You can check if your email address has been compromised in data breaches by simply going on the Have I Been Pwned? (HIBP) website and launching a search. This service collects and analyzes database dumps and pastes leaked by data breaches happened over the years regarding millions of accounts.

All these informations can be useful during next phases of the attack, especially for Social Engineering (we will look into this technique in future articles).

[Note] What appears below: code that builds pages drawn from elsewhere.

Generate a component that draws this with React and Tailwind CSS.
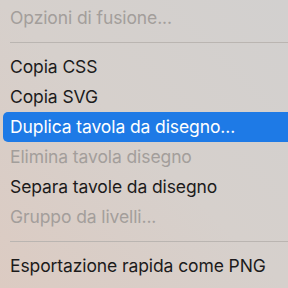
const items = [
  { label: "Opzioni di fusione...", disabled: true },
  { sep: true },
  { label: "Copia CSS" },
  { label: "Copia SVG" },
  { label: "Duplica tavola da disegno...", active: true },
  { label: "Elimina tavola disegno", disabled: true },
  { label: "Separa tavole da disegno" },
  { label: "Gruppo da livelli...", disabled: true },
  { sep: true },
  { label: "Esportazione rapida come PNG" },
  { label: "Esporta come..." },
];

export default function App() {
  return (
    <div
      className="w-[288px] h-[288px] overflow-hidden bg-gradient-to-tr from-[#dccbc2] via-[#d6d0cc] to-[#d2d0cf] pt-[3px] pl-[3px]"
      style={{ fontFamily: "Inter, 'Noto Sans', sans-serif" }}
    >
      {items.map((it, i) =>
        it.sep ? (
          <div key={i} className="ml-[7px] my-[9px] h-px bg-[#bab5b1]" />
        ) : (
          <div
            key={i}
            className={
              "h-[30px] flex items-center pl-[7px] text-[17.5px] tracking-[-0.1px] whitespace-nowrap rounded-l-[5px] " +
              (it.active
                ? "bg-[#1e7ae6] text-white"
                : it.disabled
                ? "text-[#a39e9b]"
                : "text-[#1c1b1b]")
            }
          >
            {it.label}
          </div>
        )
      )}
    </div>
  );
}
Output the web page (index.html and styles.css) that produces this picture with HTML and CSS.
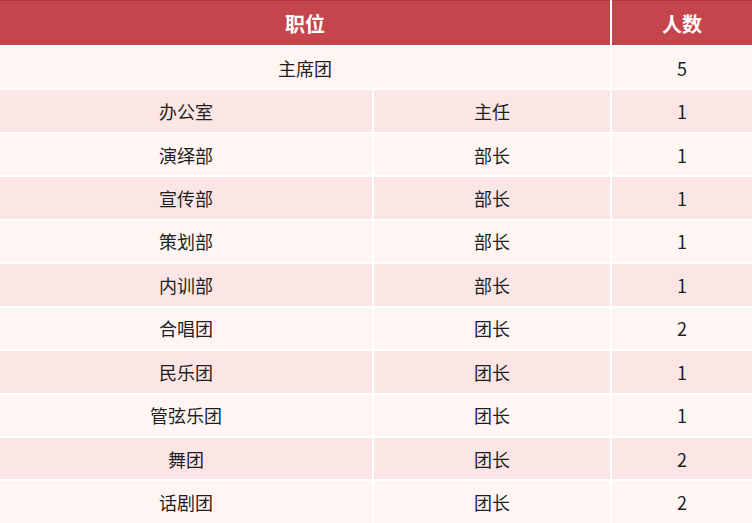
FILE: index.html
```html
<!DOCTYPE html>
<html lang="zh">
<head>
<meta charset="utf-8">
<link rel="stylesheet" href="styles.css">
</head>
<body>
<div class="table">
  <div class="cell head span2">职位</div>
  <div class="cell head">人数</div>

  <div class="cell odd span2">主席团</div>
  <div class="cell odd">5</div>

  <div class="cell even">办公室</div><div class="cell even">主任</div><div class="cell even">1</div>
  <div class="cell odd">演绎部</div><div class="cell odd">部长</div><div class="cell odd">1</div>
  <div class="cell even">宣传部</div><div class="cell even">部长</div><div class="cell even">1</div>
  <div class="cell odd">策划部</div><div class="cell odd">部长</div><div class="cell odd">1</div>
  <div class="cell even">内训部</div><div class="cell even">部长</div><div class="cell even">1</div>
  <div class="cell odd">合唱团</div><div class="cell odd">团长</div><div class="cell odd">2</div>
  <div class="cell even">民乐团</div><div class="cell even">团长</div><div class="cell even">1</div>
  <div class="cell odd">管弦乐团</div><div class="cell odd">团长</div><div class="cell odd">1</div>
  <div class="cell even">舞团</div><div class="cell even">团长</div><div class="cell even">2</div>
  <div class="cell odd">话剧团</div><div class="cell odd">团长</div><div class="cell odd">2</div>
</div>
</body>
</html>
```
FILE: styles.css
```css
html, body {
  margin: 0;
  padding: 0;
  background: #ffffff;
}
body {
  font-family: "Noto Sans CJK SC", "Noto Sans", sans-serif;
  overflow: hidden;
}
.table {
  display: grid;
  grid-template-columns: 372px 236px 140px;
  grid-template-rows: 45px repeat(11, 41.45px);
  column-gap: 2px;
  row-gap: 2px;
  width: 752px;
}
.cell {
  display: flex;
  align-items: center;
  justify-content: center;
  font-size: 18px;
  color: #1f1f1f;
}
.span2 {
  grid-column: span 2;
}
.head {
  background: #c4454b;
  color: #ffffff;
  font-weight: 700;
  font-size: 20px;
  border-top: 1px solid #a9373c;
  box-sizing: border-box;
}
.odd {
  background: #fff6f4;
}
.even {
  background: #fce6e5;
}
```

Once collected enough informations, it is useful to report them in a document. Fortunately, Recon-ng offers modules to report results in different formats:

[recon-ng][NIST] > show modules reporting

  Reporting
  ---------
    reporting/csv
    reporting/html
    reporting/json
    reporting/list
    reporting/pushpin
    reporting/xlsx
    reporting/xml

For example, we can choose to save the returns in an HTML page file:

[recon-ng][NIST] > use reporting/html
[recon-ng][NIST][html] > show options

  Name      Current Value                                 Required  Description
  --------  -------------                                 --------  -----------
  CREATOR                                                 yes       creator name for the report footer
  CUSTOMER                                                yes       customer name for the report header
  FILENAME  /root/.recon-ng/workspaces/NIST/results.html  yes       path and filename for report output
  SANITIZE  True                                          yes       mask sensitive data in the report

[recon-ng][NIST][html] > set CREATOR Spread Security
CREATOR => Spread Security
[recon-ng][NIST][html] > set CUSTOMER NIST
CUSTOMER => NIST
[recon-ng][NIST][html] > run
[*] Report generated at '/root/.recon-ng/workspaces/NIST/results.html'.

Results can be then visualized using a common web browser:

Conclusions

Recon-ng is a valuable framework for reconnaissance which has a really good system for storing and managing data for later use.
We have seen only a small part of its real capabilities, so take your time to explore and experiment with it to take advantage of its true power.